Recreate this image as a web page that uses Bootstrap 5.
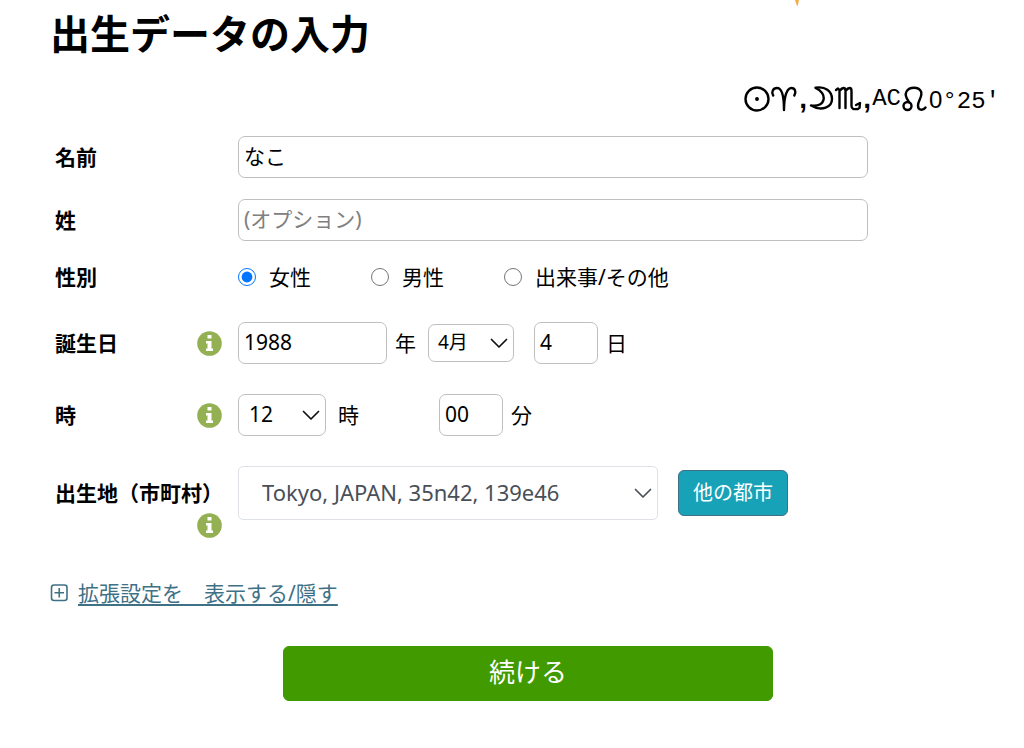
<!DOCTYPE html>
<html lang="ja">
<head>
<meta charset="utf-8">
<meta name="viewport" content="width=device-width, initial-scale=1">
<title>出生データの入力</title>
<link href="https://cdn.jsdelivr.net/npm/bootstrap@5.3.0/dist/css/bootstrap.min.css" rel="stylesheet">
<style>
body{font-family:"Noto Sans","Noto Sans CJK JP",sans-serif;font-size:21px;line-height:30px;color:#000;background:#fff}
h1{font-size:40px;line-height:48px;font-weight:700}
.page-head{padding:10px 0 0 50px}
.flame{margin-right:223px;margin-top:-10px}
.astro{padding-right:24px;height:28px;margin-top:27px;font:24px/28px "Liberation Mono",monospace}
.astro svg{fill:none;stroke:#000;stroke-width:2.4;stroke-linecap:round;stroke-linejoin:round}
.astro .sep{width:10px;text-align:center;font:700 28px/28px "Liberation Sans",sans-serif}
.astro .zero{font-family:"Liberation Sans",sans-serif}
.degree{padding-top:3px}
.birth-form{padding:23px 16px 24px 55px}
.line{display:grid;grid-template-columns:167px minmax(0,630px);column-gap:16px;margin-bottom:30px}
.line-tight{margin-bottom:21px}
.caption{display:flex;flex-wrap:wrap;align-items:center;justify-content:space-between;align-self:center;font-weight:700}
.caption .info{margin-left:auto}
.place .caption{margin-right:-4px;padding-top:12px;row-gap:5px}
.place .info{margin-right:4px}
.info{border:0;padding:0;background:none;display:flex}
.form-control,.form-select{font-size:21px;line-height:30px;color:#000;border:1px solid #bfbfbf;border-radius:7px;background-color:#fff;padding:4px 5px 6px}
.form-control::placeholder{color:#808080;opacity:1}
.form-select{padding-left:10px;background-image:url("data:image/svg+xml,%3Csvg xmlns='http://www.w3.org/2000/svg' viewBox='0 0 20 20'%3E%3Cpath fill='none' stroke='%23111' stroke-width='1.700' stroke-linecap='round' stroke-linejoin='round' d='M2.500 6.500 10 14l7.500-7.500'/%3E%3C/svg%3E");background-size:20px 20px;background-position:right 4px center}
.month{font-size:19px;line-height:26px;width:86px;padding-left:9px}
.city{font-size:22px;line-height:32px;width:420px;color:#495057;border-color:#dee2e6;border-radius:5px;padding:9px 23px 11px;background-image:url("data:image/svg+xml,%3Csvg xmlns='http://www.w3.org/2000/svg' viewBox='0 0 20 20'%3E%3Cpath fill='none' stroke='%23495057' stroke-width='1.700' stroke-linecap='round' stroke-linejoin='round' d='M2.500 6.500 10 14l7.500-7.500'/%3E%3C/svg%3E")}
.w-year{width:149px}.w-two{width:64px}.w-hour{width:88px}
.ms-unit{margin-left:12px}
.ms-day{margin-left:20px}
.ms-minute{margin-left:80px}
.sex{height:30px;gap:60px}
.sex label{gap:13px}
.sex input{width:18px;height:18px;margin:0;accent-color:#0075ff}
.btn-city{font-size:20px;line-height:30px;padding:7px 14px;color:#fff;background:#17a2b8;border:1px solid #3f7186;border-radius:6px}
.city-row{gap:20px}
.more{color:#3f7186}
.more a{color:inherit;text-underline-offset:3px}
.more-row{margin:40px 0 38px -5px}
.btn-go{font-size:26px;line-height:39px;padding:6px 8px 8px;color:#fff;background:#409a00;border:1px solid #409a00;border-radius:6px;width:490px;max-width:100%}
.go-row{margin-left:-7px}
.place{margin-bottom:0}
</style>
</head>
<body>
<header>
  <div class="page-head d-flex justify-content-between align-items-start">
    <h1 class="mb-0">出生データの入力</h1>
    <svg class="flame" width="8" height="7" viewBox="0 0 8 7" aria-hidden="true"><path d="M2 0h4L4.600 6H4z" fill="#f5ad45"/></svg>
  </div>
  <div class="astro d-flex justify-content-end align-items-center">
    <svg width="26" height="26" viewBox="0 0 26 26"><circle cx="13" cy="13" r="11.500"/><circle cx="13" cy="13" r="1.200" fill="#000" stroke-width="1.500"/></svg>
    <svg width="28" height="26" viewBox="0 0 28 26"><path d="M3.200 9.500C1 6 3 2 7 2c5 0 7 8 7 22C14 10 17 2 21.500 2c3.500 0 5 4 2.800 7.500"/></svg>
    <span class="sep">,</span>
    <svg width="26" height="26" viewBox="0 0 26 26"><path d="M7.500 1.800C17 0 24 5 24 13S14 26 3 19.500C18 22 20 7 7.500 1.800Z"/></svg>
    <svg width="28" height="26" viewBox="0 0 28 26"><path d="M2 4l2-1.500L5.500 4v18M5.500 5c3-4 6-4 6 0v17M11.500 5c3-4 6-4 6 0v15c0 3 2 3.500 6.500 3M22 19l4-2-.5 5"/></svg>
    <span class="sep">,</span>
    <span>AC</span>
    <svg width="28" height="26" viewBox="0 0 28 26"><circle cx="6.500" cy="20" r="4"/><path d="M8 16C5 12 3.500 9 5.500 5.500 8.500.5 17.500.5 20 5.500c2 5-3 8.500-3 14 0 5 5 5.500 7.500 2"/></svg>
    <span class="degree"><span class="zero">0</span>°25'</span>
  </div>
</header>
<main>
<form class="birth-form" onsubmit="return false">
  <div class="line line-tight">
    <label class="caption" for="first">名前</label>
    <input class="form-control" id="first" type="text" value="なこ">
  </div>
  <div class="line line-tight">
    <label class="caption" for="last">姓</label>
    <input class="form-control" id="last" type="text" placeholder="(オプション)">
  </div>
  <div class="line" role="radiogroup" aria-labelledby="sexlabel">
    <div class="caption" id="sexlabel">性別</div>
    <div class="sex d-flex align-items-center">
      <label class="d-flex align-items-center"><input type="radio" name="sex" checked>女性</label>
      <label class="d-flex align-items-center"><input type="radio" name="sex">男性</label>
      <label class="d-flex align-items-center"><input type="radio" name="sex">出来事/その他</label>
    </div>
  </div>
  <div class="line">
    <div class="caption"><label for="year">誕生日</label>
      <button class="info" type="button" aria-label="誕生日の説明"><svg width="25" height="25" viewBox="0 0 25 25"><circle cx="12.500" cy="12.500" r="12.300" fill="#93b152"/><path fill="#fff" d="M10.500 4h4v3.500h-4zM9 10h5.500v7.500H16V20H9v-2.500h1.500v-5H9z"/></svg></button>
    </div>
    <div class="d-flex align-items-center">
      <input class="form-control w-year" id="year" type="text" value="1988">
      <label class="ms-2" for="year">年</label>
      <select class="form-select month ms-unit" aria-label="月"><option>4月</option></select>
      <input class="form-control w-two ms-day" id="day" type="text" value="4">
      <label class="ms-2" for="day">日</label>
    </div>
  </div>
  <div class="line">
    <div class="caption"><label for="hour">時</label>
      <button class="info" type="button" aria-label="時の説明"><svg width="25" height="25" viewBox="0 0 25 25"><circle cx="12.500" cy="12.500" r="12.300" fill="#93b152"/><path fill="#fff" d="M10.500 4h4v3.500h-4zM9 10h5.500v7.500H16V20H9v-2.500h1.500v-5H9z"/></svg></button>
    </div>
    <div class="d-flex align-items-center">
      <select class="form-select w-hour" id="hour"><option>12</option></select>
      <label class="ms-unit" for="hour">時</label>
      <input class="form-control w-two ms-minute" id="minute" type="text" value="00">
      <label class="ms-2" for="minute">分</label>
    </div>
  </div>
  <div class="line place">
    <div class="caption"><label for="city">出生地（市町村）</label>
      <button class="info" type="button" aria-label="出生地の説明"><svg width="25" height="25" viewBox="0 0 25 25"><circle cx="12.500" cy="12.500" r="12.300" fill="#93b152"/><path fill="#fff" d="M10.500 4h4v3.500h-4zM9 10h5.500v7.500H16V20H9v-2.500h1.500v-5H9z"/></svg></button>
    </div>
    <div class="city-row d-flex align-items-center align-self-start">
      <select class="form-select city" id="city"><option>Tokyo, JAPAN, 35n42, 139e46</option></select>
      <button class="btn btn-city text-nowrap" type="button">他の都市</button>
    </div>
  </div>
  <div class="more more-row d-flex align-items-center gap-2">
    <svg width="20" height="20" viewBox="0 0 20 20" fill="none" stroke="currentColor" stroke-width="1.600"><rect x="1.500" y="2" width="15.500" height="15.500" rx="2.500"/><path d="M9.250 5v9.500M4.500 9.750H14"/></svg>
    <a href="#">拡張設定を　表示する/隠す</a>
  </div>
  <div class="go-row text-center"><button class="btn btn-go" type="submit">続ける</button></div>
</form>
</main>
<script src="https://cdn.jsdelivr.net/npm/bootstrap@5.3.0/dist/js/bootstrap.bundle.min.js"></script>
</body>
</html>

▶ **Task goal**: Pull out all lines of the data with the string "image".

▶ **Exercise answer**:
Recreate this image as a web page that uses Bootstrap 5.
.form-select{padding-left:10px;background-image:url("data:image/svg+xml,%3Csvg xmlns='http://www.w3.org/2000/svg' viewBox='0 0 20 20'%3E%3Cpath fill='none' stroke='%23111' stroke-width='1.700' stroke-linecap='round' stroke-linejoin='round' d='M2.500 6.500 10 14l7.500-7.500'/%3E%3C/svg%3E");background-size:20px 20px;background-position:right 4px center}
.city{font-size:22px;line-height:32px;width:420px;color:#495057;border-color:#dee2e6;border-radius:5px;padding:9px 23px 11px;background-image:url("data:image/svg+xml,%3Csvg xmlns='http://www.w3.org/2000/svg' viewBox='0 0 20 20'%3E%3Cpath fill='none' stroke='%23495057' stroke-width='1.700' stroke-linecap='round' stroke-linejoin='round' d='M2.500 6.500 10 14l7.500-7.500'/%3E%3C/svg%3E")}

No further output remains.